▸ **Exercise description**
In the records that follow, show each line where the word "TypeScript" is present.

▸ **Exercise inputs**

——

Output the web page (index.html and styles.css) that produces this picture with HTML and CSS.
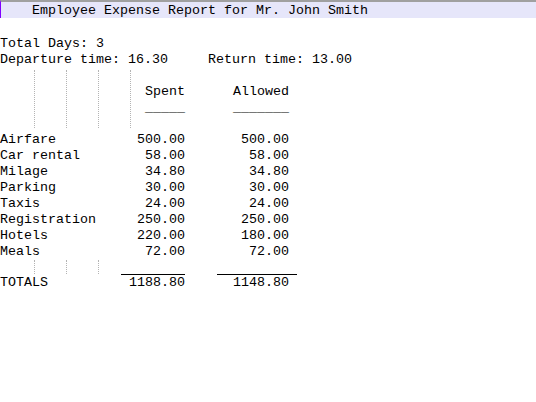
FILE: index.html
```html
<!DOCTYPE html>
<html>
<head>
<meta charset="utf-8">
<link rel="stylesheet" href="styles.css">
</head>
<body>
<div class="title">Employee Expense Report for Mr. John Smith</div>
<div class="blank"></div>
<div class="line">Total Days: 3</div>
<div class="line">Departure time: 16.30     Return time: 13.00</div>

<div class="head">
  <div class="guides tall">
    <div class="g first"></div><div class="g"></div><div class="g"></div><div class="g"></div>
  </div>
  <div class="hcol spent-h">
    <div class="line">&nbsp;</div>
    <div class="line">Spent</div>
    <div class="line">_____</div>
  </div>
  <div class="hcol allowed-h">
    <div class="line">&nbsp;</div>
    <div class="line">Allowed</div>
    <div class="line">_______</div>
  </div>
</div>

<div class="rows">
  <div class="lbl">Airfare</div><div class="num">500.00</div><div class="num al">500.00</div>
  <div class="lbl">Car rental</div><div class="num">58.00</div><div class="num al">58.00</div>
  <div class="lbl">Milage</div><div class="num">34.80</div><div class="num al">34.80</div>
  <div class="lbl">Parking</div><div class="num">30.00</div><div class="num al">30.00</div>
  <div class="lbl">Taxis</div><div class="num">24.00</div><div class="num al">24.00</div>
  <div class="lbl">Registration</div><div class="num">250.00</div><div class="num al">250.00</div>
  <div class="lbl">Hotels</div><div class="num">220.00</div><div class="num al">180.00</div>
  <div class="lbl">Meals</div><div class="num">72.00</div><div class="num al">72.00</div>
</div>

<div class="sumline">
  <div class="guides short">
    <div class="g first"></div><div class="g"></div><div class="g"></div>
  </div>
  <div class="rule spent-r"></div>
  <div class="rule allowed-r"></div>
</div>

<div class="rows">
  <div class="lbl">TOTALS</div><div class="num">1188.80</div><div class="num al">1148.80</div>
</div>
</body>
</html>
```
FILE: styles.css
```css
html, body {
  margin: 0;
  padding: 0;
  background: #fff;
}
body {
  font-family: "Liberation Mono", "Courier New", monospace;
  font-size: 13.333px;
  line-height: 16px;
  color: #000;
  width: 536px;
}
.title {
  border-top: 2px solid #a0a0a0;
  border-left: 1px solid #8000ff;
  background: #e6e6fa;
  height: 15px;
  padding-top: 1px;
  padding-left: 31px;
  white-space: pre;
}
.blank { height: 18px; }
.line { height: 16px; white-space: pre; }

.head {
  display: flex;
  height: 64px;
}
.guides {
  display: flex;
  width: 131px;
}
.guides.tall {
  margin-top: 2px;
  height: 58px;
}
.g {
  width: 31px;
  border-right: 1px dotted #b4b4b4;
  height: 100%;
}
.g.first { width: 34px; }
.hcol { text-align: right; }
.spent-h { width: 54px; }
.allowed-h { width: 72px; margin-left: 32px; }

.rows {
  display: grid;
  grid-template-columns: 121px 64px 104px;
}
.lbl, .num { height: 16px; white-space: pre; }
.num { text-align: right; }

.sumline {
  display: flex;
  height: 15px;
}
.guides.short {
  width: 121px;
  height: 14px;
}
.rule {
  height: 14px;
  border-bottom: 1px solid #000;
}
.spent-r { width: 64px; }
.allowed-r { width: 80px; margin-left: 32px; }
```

——

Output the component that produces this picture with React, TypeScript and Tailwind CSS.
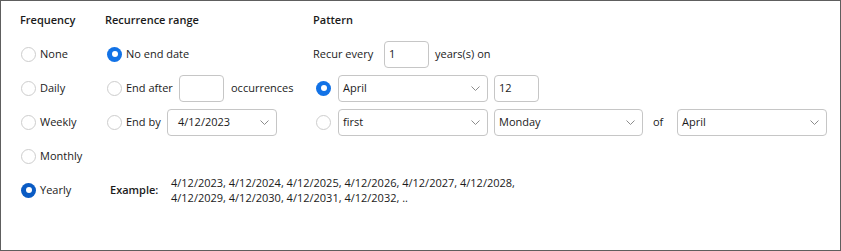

——

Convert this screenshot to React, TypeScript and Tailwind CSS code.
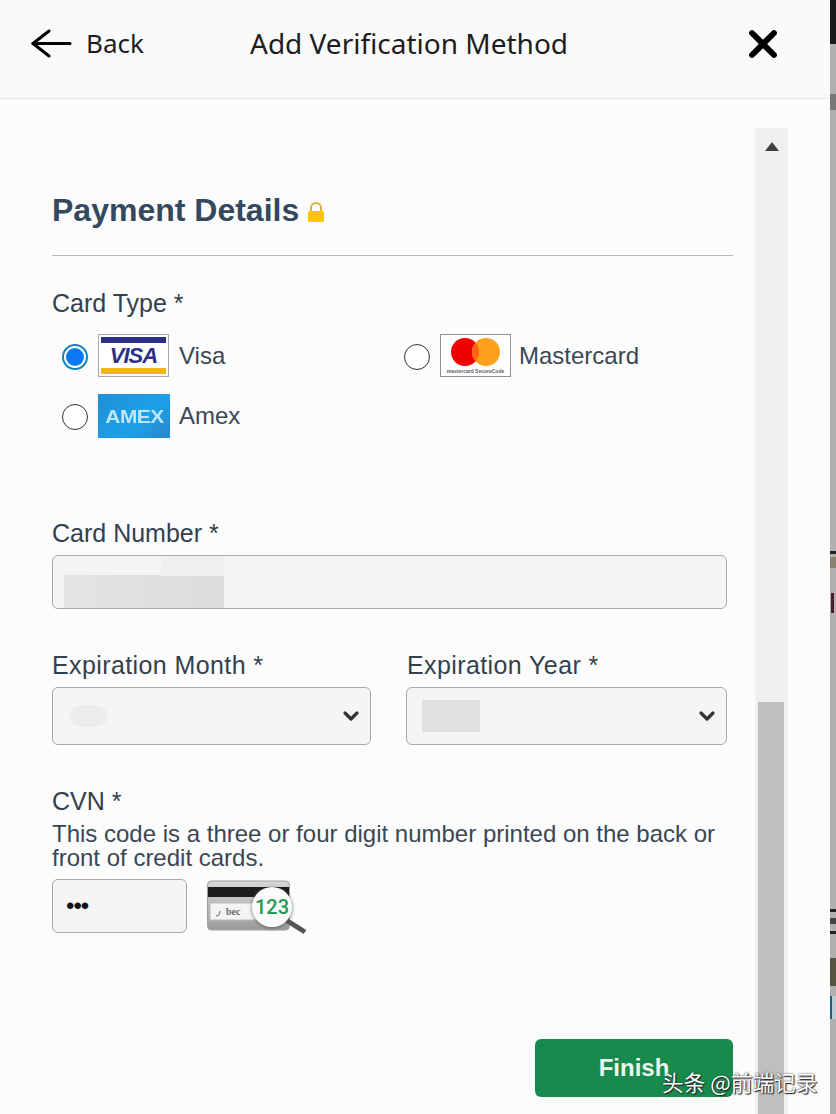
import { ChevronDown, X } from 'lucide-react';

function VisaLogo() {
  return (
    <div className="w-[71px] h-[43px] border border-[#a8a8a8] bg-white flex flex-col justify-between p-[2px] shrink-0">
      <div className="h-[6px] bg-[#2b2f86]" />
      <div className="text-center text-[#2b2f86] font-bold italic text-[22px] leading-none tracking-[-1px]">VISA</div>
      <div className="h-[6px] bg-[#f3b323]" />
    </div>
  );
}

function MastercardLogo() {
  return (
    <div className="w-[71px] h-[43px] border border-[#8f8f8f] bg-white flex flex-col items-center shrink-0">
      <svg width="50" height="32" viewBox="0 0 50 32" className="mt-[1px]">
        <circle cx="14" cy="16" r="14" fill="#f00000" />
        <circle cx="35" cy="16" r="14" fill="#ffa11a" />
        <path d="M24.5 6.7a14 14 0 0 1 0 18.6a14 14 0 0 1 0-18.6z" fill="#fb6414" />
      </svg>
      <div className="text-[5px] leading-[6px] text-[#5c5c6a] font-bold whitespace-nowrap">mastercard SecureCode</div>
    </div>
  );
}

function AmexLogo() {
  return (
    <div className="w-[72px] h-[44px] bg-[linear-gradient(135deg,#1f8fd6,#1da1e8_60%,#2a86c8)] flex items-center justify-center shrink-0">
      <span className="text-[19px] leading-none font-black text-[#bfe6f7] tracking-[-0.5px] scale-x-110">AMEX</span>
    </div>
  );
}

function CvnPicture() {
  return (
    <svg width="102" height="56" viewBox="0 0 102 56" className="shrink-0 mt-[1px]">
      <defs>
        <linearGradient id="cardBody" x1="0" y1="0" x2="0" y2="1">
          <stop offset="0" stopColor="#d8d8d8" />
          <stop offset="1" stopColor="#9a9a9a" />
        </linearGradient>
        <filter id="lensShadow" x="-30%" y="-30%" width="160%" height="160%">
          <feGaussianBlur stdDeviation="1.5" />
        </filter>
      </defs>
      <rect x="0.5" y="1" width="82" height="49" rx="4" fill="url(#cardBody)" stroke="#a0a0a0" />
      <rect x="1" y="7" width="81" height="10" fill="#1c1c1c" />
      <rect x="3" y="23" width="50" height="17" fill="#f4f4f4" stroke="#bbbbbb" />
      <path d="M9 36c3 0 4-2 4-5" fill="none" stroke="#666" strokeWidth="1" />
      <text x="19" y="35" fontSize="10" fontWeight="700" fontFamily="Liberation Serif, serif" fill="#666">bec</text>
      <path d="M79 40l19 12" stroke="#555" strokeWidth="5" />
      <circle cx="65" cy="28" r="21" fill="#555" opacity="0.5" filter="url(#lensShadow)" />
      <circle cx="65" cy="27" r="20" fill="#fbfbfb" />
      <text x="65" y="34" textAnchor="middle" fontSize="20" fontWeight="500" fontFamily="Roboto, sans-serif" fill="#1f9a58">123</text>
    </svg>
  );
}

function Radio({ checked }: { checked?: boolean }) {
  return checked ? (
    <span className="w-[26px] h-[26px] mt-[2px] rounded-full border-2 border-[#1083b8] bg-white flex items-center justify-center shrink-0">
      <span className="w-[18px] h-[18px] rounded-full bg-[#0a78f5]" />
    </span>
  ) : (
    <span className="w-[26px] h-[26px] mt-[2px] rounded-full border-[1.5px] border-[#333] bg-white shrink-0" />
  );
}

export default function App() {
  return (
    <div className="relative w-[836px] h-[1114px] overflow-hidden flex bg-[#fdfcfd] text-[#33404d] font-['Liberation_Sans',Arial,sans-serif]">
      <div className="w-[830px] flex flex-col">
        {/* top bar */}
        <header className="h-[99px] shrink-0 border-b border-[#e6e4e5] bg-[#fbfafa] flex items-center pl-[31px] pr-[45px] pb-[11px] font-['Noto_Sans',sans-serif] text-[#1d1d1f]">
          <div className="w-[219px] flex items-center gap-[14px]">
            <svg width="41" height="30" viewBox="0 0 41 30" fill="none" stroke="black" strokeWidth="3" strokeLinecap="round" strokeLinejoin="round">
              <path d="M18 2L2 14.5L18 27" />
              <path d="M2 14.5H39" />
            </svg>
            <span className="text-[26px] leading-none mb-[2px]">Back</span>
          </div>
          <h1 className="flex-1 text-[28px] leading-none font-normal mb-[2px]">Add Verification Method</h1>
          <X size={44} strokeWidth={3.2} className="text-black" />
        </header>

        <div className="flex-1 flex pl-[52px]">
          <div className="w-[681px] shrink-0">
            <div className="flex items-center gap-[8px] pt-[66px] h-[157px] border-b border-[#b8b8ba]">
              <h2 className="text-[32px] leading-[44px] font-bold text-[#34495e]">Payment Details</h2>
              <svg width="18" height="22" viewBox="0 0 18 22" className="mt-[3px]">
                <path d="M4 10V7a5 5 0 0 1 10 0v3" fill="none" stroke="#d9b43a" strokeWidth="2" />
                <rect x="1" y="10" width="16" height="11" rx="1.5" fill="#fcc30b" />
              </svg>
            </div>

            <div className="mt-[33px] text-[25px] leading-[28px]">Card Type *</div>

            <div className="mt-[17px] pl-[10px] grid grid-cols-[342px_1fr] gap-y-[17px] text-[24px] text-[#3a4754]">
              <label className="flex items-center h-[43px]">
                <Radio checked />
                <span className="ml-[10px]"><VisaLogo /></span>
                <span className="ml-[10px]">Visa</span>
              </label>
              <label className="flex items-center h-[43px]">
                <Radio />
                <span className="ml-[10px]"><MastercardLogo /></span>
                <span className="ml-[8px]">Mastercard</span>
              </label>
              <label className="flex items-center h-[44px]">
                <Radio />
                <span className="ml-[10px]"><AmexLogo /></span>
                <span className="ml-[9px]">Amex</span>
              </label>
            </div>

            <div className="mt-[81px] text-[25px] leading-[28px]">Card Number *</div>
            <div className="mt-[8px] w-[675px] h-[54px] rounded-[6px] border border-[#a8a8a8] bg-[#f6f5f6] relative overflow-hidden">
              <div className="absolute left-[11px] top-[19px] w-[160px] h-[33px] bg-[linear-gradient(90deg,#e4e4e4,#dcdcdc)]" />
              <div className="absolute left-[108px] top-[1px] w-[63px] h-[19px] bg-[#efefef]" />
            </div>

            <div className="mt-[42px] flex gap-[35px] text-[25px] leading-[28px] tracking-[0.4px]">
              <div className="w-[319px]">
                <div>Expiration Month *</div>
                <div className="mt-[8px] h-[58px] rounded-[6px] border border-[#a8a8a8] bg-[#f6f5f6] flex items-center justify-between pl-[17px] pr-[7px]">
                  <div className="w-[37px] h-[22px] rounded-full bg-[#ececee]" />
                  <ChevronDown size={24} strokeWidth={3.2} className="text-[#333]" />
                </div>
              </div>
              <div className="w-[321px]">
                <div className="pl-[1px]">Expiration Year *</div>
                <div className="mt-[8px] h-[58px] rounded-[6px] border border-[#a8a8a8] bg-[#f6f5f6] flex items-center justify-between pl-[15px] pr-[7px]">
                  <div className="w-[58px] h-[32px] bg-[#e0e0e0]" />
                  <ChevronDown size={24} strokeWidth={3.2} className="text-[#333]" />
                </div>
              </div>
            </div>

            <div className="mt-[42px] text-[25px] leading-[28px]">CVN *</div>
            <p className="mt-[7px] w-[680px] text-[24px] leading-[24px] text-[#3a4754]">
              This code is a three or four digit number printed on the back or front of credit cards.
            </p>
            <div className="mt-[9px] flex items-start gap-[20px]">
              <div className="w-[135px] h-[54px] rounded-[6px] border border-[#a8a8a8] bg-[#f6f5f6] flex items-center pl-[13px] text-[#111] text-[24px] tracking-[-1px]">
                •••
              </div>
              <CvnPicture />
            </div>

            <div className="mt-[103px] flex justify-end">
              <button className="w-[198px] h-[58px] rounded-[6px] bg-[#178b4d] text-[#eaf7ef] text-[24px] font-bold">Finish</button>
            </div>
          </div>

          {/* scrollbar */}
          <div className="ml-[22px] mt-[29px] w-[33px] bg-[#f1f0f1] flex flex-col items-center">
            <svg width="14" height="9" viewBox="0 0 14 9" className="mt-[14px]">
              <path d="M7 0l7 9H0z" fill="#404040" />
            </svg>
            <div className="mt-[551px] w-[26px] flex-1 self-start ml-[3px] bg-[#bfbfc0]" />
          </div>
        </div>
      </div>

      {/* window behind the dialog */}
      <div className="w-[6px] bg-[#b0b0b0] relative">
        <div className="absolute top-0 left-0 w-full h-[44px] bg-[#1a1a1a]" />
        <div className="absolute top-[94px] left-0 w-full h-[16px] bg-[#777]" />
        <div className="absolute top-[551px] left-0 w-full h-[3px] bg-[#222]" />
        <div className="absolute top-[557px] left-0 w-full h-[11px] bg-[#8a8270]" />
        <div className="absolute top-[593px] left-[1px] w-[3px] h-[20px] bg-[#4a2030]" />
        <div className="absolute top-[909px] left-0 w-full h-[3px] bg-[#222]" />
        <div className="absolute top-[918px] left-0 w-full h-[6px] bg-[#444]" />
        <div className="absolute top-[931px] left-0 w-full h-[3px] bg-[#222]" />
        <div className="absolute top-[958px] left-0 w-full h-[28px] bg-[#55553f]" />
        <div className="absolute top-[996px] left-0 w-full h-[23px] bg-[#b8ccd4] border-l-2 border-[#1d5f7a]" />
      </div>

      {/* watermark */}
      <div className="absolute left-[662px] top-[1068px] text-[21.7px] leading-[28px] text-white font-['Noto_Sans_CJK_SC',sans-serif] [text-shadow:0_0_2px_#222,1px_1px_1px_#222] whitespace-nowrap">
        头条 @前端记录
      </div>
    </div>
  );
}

——

▸ **Worked answer**
Output the component that produces this picture with React, TypeScript and Tailwind CSS.
Convert this screenshot to React, TypeScript and Tailwind CSS code.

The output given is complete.